━━ ROWS
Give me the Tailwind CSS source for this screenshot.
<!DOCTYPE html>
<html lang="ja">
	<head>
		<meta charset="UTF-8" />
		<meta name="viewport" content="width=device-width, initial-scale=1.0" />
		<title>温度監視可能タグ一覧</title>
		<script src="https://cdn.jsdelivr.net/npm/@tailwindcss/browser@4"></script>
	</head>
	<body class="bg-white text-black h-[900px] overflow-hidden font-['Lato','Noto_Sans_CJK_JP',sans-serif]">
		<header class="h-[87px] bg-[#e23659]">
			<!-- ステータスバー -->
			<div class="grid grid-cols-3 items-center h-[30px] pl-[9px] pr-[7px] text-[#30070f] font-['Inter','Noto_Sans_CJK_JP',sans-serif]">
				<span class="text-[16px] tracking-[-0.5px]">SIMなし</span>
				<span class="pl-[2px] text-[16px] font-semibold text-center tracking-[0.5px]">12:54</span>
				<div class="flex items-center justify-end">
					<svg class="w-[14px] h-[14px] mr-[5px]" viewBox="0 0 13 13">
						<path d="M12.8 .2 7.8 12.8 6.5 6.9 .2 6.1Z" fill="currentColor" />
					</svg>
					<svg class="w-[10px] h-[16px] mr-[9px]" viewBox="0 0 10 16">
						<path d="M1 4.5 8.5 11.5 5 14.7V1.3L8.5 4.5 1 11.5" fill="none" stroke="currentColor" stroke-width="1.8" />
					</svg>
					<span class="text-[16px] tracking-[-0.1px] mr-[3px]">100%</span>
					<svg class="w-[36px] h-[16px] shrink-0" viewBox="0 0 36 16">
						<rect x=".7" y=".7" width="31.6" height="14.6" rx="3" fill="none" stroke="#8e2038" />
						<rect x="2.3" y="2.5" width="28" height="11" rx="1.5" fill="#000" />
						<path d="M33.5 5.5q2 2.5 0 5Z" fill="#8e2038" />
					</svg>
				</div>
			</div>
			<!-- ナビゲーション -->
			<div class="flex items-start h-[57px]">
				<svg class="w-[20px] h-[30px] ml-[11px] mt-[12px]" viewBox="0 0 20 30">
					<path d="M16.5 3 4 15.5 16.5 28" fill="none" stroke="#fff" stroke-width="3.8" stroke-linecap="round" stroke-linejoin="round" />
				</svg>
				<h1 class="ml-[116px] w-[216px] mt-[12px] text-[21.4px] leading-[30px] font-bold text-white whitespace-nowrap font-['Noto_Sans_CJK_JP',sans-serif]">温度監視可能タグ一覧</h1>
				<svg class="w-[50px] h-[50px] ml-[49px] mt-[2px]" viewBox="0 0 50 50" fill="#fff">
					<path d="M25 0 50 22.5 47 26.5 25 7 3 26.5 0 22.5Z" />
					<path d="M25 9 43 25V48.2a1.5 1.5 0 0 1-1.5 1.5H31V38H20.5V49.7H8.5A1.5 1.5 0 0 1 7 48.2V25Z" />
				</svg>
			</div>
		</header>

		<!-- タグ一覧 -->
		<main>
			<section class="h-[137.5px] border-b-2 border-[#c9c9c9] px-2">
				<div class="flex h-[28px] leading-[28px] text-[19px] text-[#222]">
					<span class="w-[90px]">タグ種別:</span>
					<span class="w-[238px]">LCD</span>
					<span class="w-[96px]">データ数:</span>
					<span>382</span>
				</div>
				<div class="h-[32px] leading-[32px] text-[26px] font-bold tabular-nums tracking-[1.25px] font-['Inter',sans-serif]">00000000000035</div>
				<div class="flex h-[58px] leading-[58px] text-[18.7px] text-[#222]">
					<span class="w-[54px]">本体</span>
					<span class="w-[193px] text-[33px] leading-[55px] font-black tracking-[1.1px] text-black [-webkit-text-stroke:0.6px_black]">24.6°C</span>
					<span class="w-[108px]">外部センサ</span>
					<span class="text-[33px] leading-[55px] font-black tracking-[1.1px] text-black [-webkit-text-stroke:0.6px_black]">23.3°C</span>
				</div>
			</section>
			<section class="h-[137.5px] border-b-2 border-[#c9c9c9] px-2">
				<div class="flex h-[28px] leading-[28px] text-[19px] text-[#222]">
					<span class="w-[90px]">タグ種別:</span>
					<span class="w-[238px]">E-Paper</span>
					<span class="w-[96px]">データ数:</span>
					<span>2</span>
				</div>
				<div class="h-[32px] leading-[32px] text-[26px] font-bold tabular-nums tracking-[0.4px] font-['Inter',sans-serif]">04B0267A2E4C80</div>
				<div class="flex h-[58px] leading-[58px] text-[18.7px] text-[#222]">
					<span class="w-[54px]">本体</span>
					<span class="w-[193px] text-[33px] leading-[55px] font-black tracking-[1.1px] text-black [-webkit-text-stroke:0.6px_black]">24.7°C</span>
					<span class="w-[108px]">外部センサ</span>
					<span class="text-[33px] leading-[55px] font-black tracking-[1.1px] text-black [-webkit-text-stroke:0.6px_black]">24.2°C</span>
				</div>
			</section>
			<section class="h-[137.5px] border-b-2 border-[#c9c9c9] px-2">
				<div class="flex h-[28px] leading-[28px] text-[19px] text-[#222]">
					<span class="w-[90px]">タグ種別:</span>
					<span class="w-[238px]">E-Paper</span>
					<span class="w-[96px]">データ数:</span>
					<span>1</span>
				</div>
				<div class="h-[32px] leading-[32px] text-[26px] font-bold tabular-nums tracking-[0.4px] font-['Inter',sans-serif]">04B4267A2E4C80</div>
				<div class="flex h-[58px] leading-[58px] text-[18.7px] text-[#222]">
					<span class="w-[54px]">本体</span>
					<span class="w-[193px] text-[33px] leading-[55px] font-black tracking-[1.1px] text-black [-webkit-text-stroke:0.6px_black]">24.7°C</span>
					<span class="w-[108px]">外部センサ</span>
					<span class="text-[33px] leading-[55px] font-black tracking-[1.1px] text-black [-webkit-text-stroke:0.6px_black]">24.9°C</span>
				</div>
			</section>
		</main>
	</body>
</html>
━━━━
━━ ROWS
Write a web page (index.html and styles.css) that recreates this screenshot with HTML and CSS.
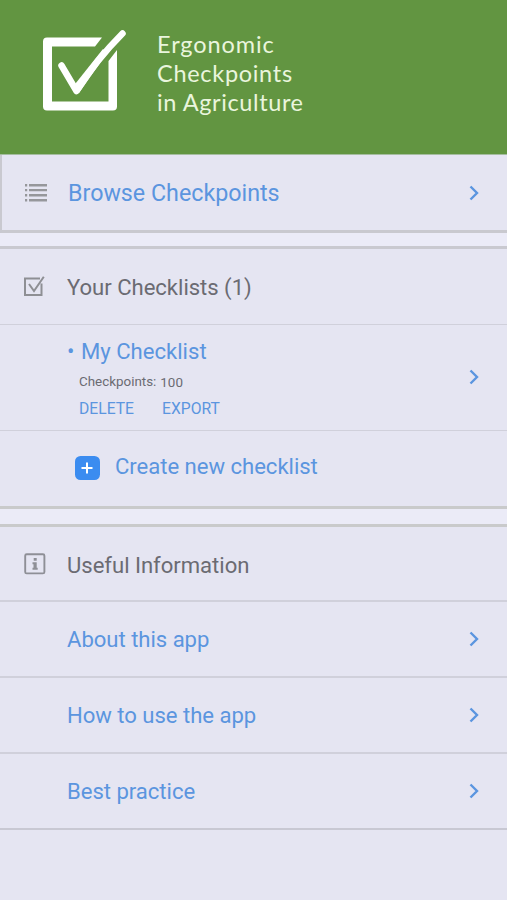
━━━━
**JOB**
In the listing above, locate each line with "screenshot" and copy it.

**EXPECTED ANSWER**
Give me the Tailwind CSS source for this screenshot.
Write a web page (index.html and styles.css) that recreates this screenshot with HTML and CSS.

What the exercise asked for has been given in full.